Since you have experimented with the available parameters and found that those do not give you favorable results, you should probably consider changing the detector.

Use another method instead of HOG. It seems to be clear that HOG is not good working with football images.

Before you change the detector model, try the HOG program on a different portrait such as family photo or group photo. Then see if the HOG detector can favorably detect all the people in the photograph. If that does not work then move on to another detector model.

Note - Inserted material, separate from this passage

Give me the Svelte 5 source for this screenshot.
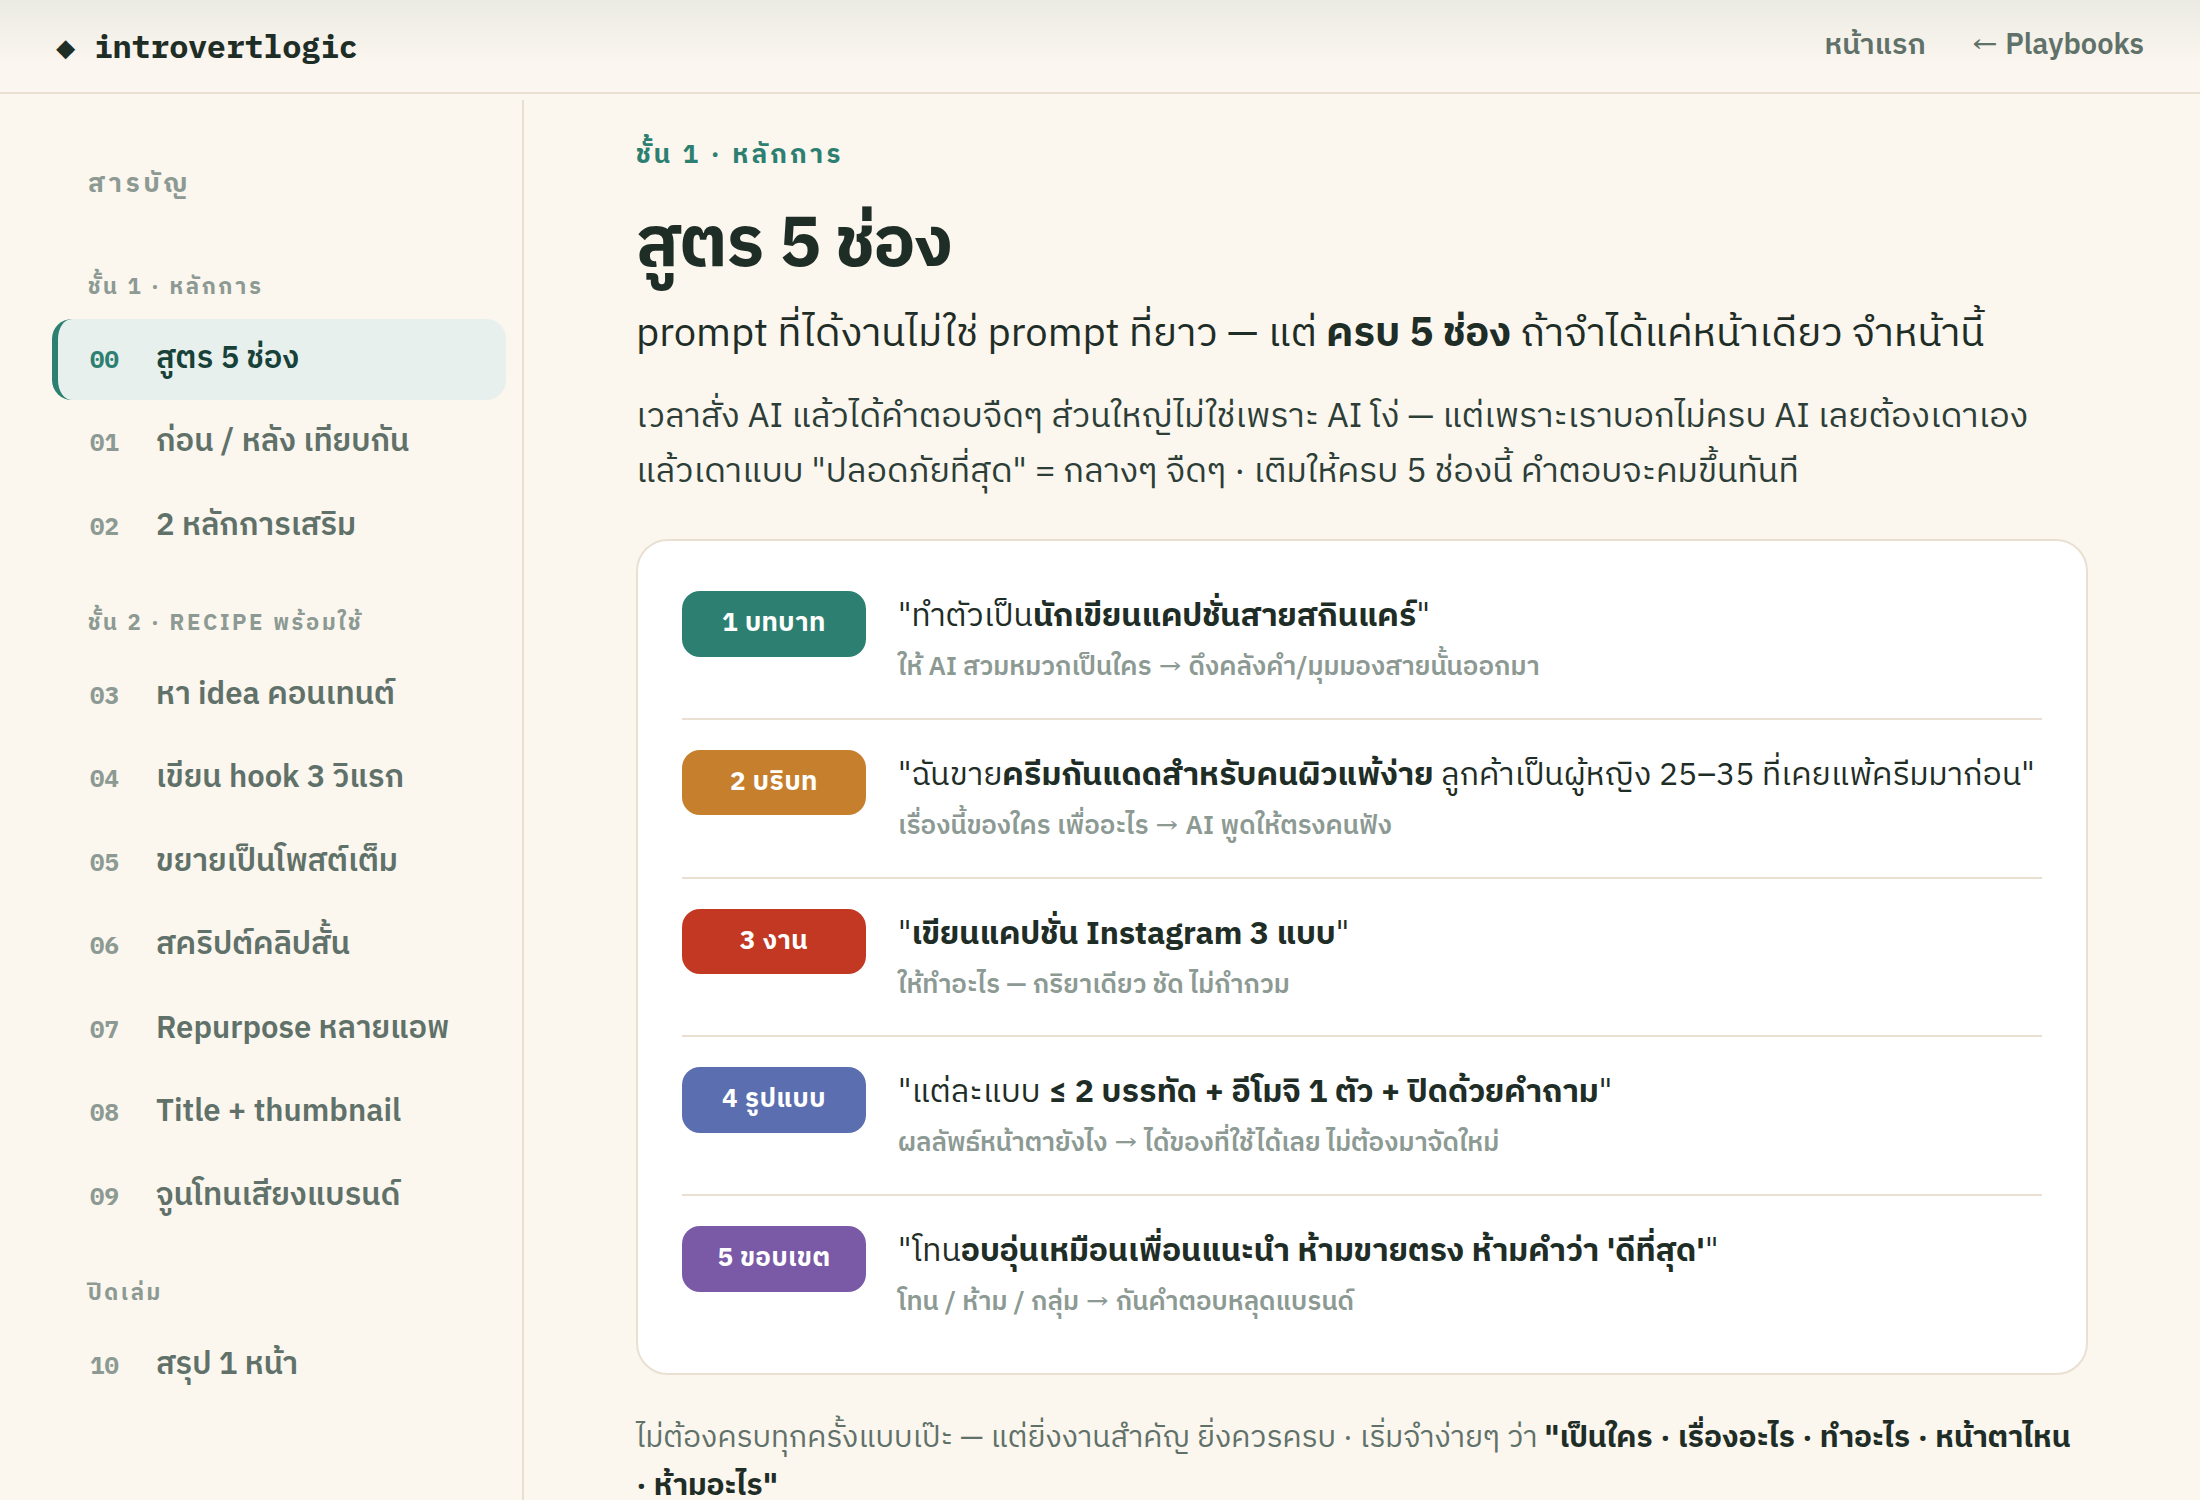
<script>
  const groups = [
    {
      title: "ชั้น 1 · หลักการ",
      items: [
        { num: "00", label: "สูตร 5 ช่อง", active: true },
        { num: "01", label: "ก่อน / หลัง เทียบกัน" },
        { num: "02", label: "2 หลักการเสริม" },
      ],
    },
    {
      title: "ชั้น 2 · RECIPE พร้อมใช้",
      items: [
        { num: "03", label: "หา idea คอนเทนต์" },
        { num: "04", label: "เขียน hook 3 วิแรก" },
        { num: "05", label: "ขยายเป็นโพสต์เต็ม" },
        { num: "06", label: "สคริปต์คลิปสั้น" },
        { num: "07", label: "Repurpose หลายแอพ" },
        { num: "08", label: "Title + thumbnail" },
        { num: "09", label: "จูนโทนเสียงแบรนด์" },
      ],
    },
    {
      title: "ปิดเล่ม",
      items: [{ num: "10", label: "สรุป 1 หน้า" }],
    },
  ]

  const slots = [
    {
      badge: "1 บทบาท",
      tone: "green",
      before: '"ทำตัวเป็น',
      strong: "นักเขียนแคปชั่นสายสกินแคร์",
      after: '"',
      note: ["ให้ AI สวมหมวกเป็นใคร", "ดึงคลังคำ/มุมมองสายนั้นออกมา"],
    },
    {
      badge: "2 บริบท",
      tone: "amber",
      before: '"ฉันขาย',
      strong: "ครีมกันแดดสำหรับคนผิวแพ้ง่าย",
      after: ' ลูกค้าเป็นผู้หญิง 25–35 ที่เคยแพ้ครีมมาก่อน"',
      note: ["เรื่องนี้ของใคร เพื่ออะไร", "AI พูดให้ตรงคนฟัง"],
    },
    {
      badge: "3 งาน",
      tone: "red",
      before: '"',
      strong: "เขียนแคปชั่น Instagram 3 แบบ",
      after: '"',
      note: ["ให้ทำอะไร — กริยาเดียว ชัด ไม่กำกวม"],
    },
    {
      badge: "4 รูปแบบ",
      tone: "blue",
      before: '"แต่ละแบบ ',
      strong: "≤ 2 บรรทัด + อีโมจิ 1 ตัว + ปิดด้วยคำถาม",
      after: '"',
      note: ["ผลลัพธ์หน้าตายังไง", "ได้ของที่ใช้ได้เลย ไม่ต้องมาจัดใหม่"],
    },
    {
      badge: "5 ขอบเขต",
      tone: "purple",
      before: '"โทน',
      strong: "อบอุ่นเหมือนเพื่อนแนะนำ ห้ามขายตรง ห้ามคำว่า 'ดีที่สุด'",
      after: '"',
      note: ["โทน / ห้าม / กลุ่ม", "กันคำตอบหลุดแบรนด์"],
    },
  ]
</script>

<div class="page" lang="th">
  <header class="topbar">
    <a class="brand" href="#home">◆ introvertlogic</a>
    <nav class="links">
      <a href="#home">หน้าแรก</a>
      <a href="#playbooks"><span class="arrow">←</span> Playbooks</a>
    </nav>
  </header>

  <div class="layout">
    <aside class="sidebar">
      <div class="toc-title">สารบัญ</div>
      {#each groups as group (group.title)}
        <div class="group">
          <div class="group-title">{group.title}</div>
          {#each group.items as item (item.num)}
            <a class="item" class:active={item.active} href="#s{item.num}">
              <span class="num">{item.num}</span>
              <span class="label">{item.label}</span>
            </a>
          {/each}
        </div>
      {/each}
    </aside>

    <main class="content">
      <div class="eyebrow">ชั้น 1 · หลักการ</div>
      <h1>สูตร 5 ช่อง</h1>
      <p class="lead">
        prompt ที่ได้งานไม่ใช่ prompt ที่ยาว — แต่ <strong>ครบ 5 ช่อง</strong> ถ้าจำได้แค่หน้าเดียว จำหน้านี้
      </p>
      <p class="body">
        เวลาสั่ง AI แล้วได้คำตอบจืดๆ ส่วนใหญ่ไม่ใช่เพราะ AI โง่ — แต่เพราะเราบอกไม่ครบ AI เลยต้องเดาเอง<br />
        แล้วเดาแบบ "ปลอดภัยที่สุด" = กลางๆ จืดๆ · เติมให้ครบ 5 ช่องนี้ คำตอบจะคมขึ้นทันที
      </p>

      <section class="card">
        {#each slots as slot (slot.badge)}
          <div class="slot">
            <span class="badge {slot.tone}">{slot.badge}</span>
            <div class="slot-text">
              <div class="quote">{slot.before}<strong>{slot.strong}</strong>{slot.after}</div>
              <div class="note">
                {slot.note[0]}
                {#if slot.note[1]}<span class="arrow">→</span> {slot.note[1]}{/if}
              </div>
            </div>
          </div>
        {/each}
      </section>

      <p class="closing">
        ไม่ต้องครบทุกครั้งแบบเป๊ะ — แต่ยิ่งงานสำคัญ ยิ่งควรครบ · เริ่มจำง่ายๆ ว่า
        <strong>"เป็นใคร · เรื่องอะไร · ทำอะไร · หน้าตาไหน<br />· ห้ามอะไร"</strong>
      </p>
    </main>
  </div>
</div>

<style>
  :global(body) {
    margin: 0;
    background: #fbf6ee;
  }

  .page {
    --ink: #1f2d27;
    --ink-soft: #5f7169;
    --muted: #8c9a93;
    --line: #e9e0d2;
    --green: #2d8071;
    height: 1500px;
    overflow: hidden;
    display: flex;
    flex-direction: column;
    background: #fbf6ee;
    color: var(--ink);
    font-family: "IBM Plex Sans Thai", "IBM Plex Sans", "Noto Sans", sans-serif;
    white-space: nowrap;
  }

  a {
    color: inherit;
    text-decoration: none;
  }

  strong {
    font-weight: 700;
  }

  .topbar {
    box-sizing: border-box;
    height: 94px;
    flex: none;
    display: flex;
    align-items: flex-start;
    justify-content: space-between;
    padding: 0 56px;
    border-bottom: 2px solid var(--line);
    background: linear-gradient(#ebebe3, #fbf6ef 64px);
  }

  .brand {
    font: 700 32px/92px "IBM Plex Mono", "Liberation Mono", monospace;
    letter-spacing: -0.35px;
  }

  .links {
    display: flex;
    gap: 45px;
    color: var(--ink-soft);
    font-size: 29px;
    font-weight: 600;
    line-height: 91px;
  }

  .arrow {
    display: inline-flex;
    justify-content: center;
    width: 0.74em;
    font-family: "Sarabun", "Liberation Sans", sans-serif;
    font-size: 1.28em;
    font-weight: 700;
    line-height: 0;
  }

  .layout {
    flex: 1;
    min-height: 0;
    display: flex;
    padding-top: 6px;
  }

  .sidebar {
    box-sizing: border-box;
    width: 524px;
    flex: none;
    padding: 60px 16px 0 52px;
    border-right: 2px solid var(--line);
  }

  .toc-title {
    height: 71px;
    padding-left: 36px;
    color: var(--muted);
    font-size: 26px;
    font-weight: 700;
    line-height: 50px;
    letter-spacing: 0.14em;
  }

  .group {
    display: flex;
    flex-direction: column;
    gap: 2.5px;
    padding-top: 18.5px;
  }

  .group-title {
    height: 67px;
    padding-left: 36px;
    color: var(--muted);
    font-size: 22px;
    font-weight: 700;
    line-height: 76px;
    letter-spacing: 0.12em;
  }

  .item {
    box-sizing: border-box;
    height: 81px;
    display: flex;
    align-items: center;
    padding: 0 0 2px 32px;
    border-left: 6px solid transparent;
    border-radius: 20px;
    color: var(--ink-soft);
    font-size: 31px;
    font-weight: 600;
  }

  .num {
    width: 66px;
    color: var(--muted);
    font-family: "IBM Plex Mono", "Liberation Mono", monospace;
    font-size: 24px;
    font-weight: 700;
  }

  .item.active {
    border-left-color: var(--green);
    background: #e7f0ec;
    color: #174139;
  }

  .active .num {
    color: var(--green);
  }

  .content {
    width: 1452px;
    padding-left: 112px;
  }

  .eyebrow {
    margin-top: 32px;
    color: var(--green);
    font-size: 26px;
    font-weight: 700;
    line-height: 48px;
    letter-spacing: 0.12em;
  }

  h1 {
    margin: 18px 0 0;
    font-size: 70px;
    font-weight: 700;
    line-height: 96px;
    letter-spacing: -0.015em;
  }

  p {
    margin: 0;
  }

  .lead {
    margin-top: 10px;
    font-size: 40px;
    line-height: 60px;
  }

  .body {
    margin-top: 26px;
    color: #2c3e37;
    font-size: 34px;
    line-height: 55px;
  }

  .card {
    box-sizing: border-box;
    height: 836px;
    margin-top: 39px;
    padding: 20px 44px 0;
    border: 2px solid var(--line);
    border-radius: 32px;
    background: #fff;
  }

  .slot {
    box-sizing: border-box;
    height: 158.8px;
    display: flex;
    gap: 32px;
    padding-top: 30px;
    border-bottom: 2px solid var(--line);
  }

  .slot:last-child {
    border-bottom: 0;
  }

  .badge {
    width: 184px;
    height: 65.6px;
    border-radius: 18px;
    color: #fff;
    font-size: 26px;
    font-weight: 700;
    line-height: 65px;
    letter-spacing: 0.02em;
    text-align: center;
  }

  .green {
    background: #2d8071;
  }

  .amber {
    background: #c67f2d;
  }

  .red {
    background: #c23822;
  }

  .blue {
    background: #5b6eb0;
  }

  .purple {
    background: #7a5aa6;
  }

  .quote {
    font-size: 32px;
    line-height: 52px;
  }

  .note {
    margin-top: 1px;
    color: var(--muted);
    font-size: 26px;
    font-weight: 600;
    line-height: 47px;
  }

  .closing {
    margin-top: 40px;
    color: var(--ink-soft);
    font-size: 30px;
    line-height: 48px;
  }

  .closing strong {
    color: var(--ink);
  }
</style>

The best detector I would say will be to use a pre-trained human detector. There are many human detector neural network models, choose the one that suits you.

You can also try a combination of detectors such as cascaded HOG-Haar detector or something similar. This is just an idea, I am not telling you to use this.

I cannot test or run your code, so I did not go through your code.

Regards,
Girish

This topic was automatically closed 7 days after the last reply. New replies are no longer allowed.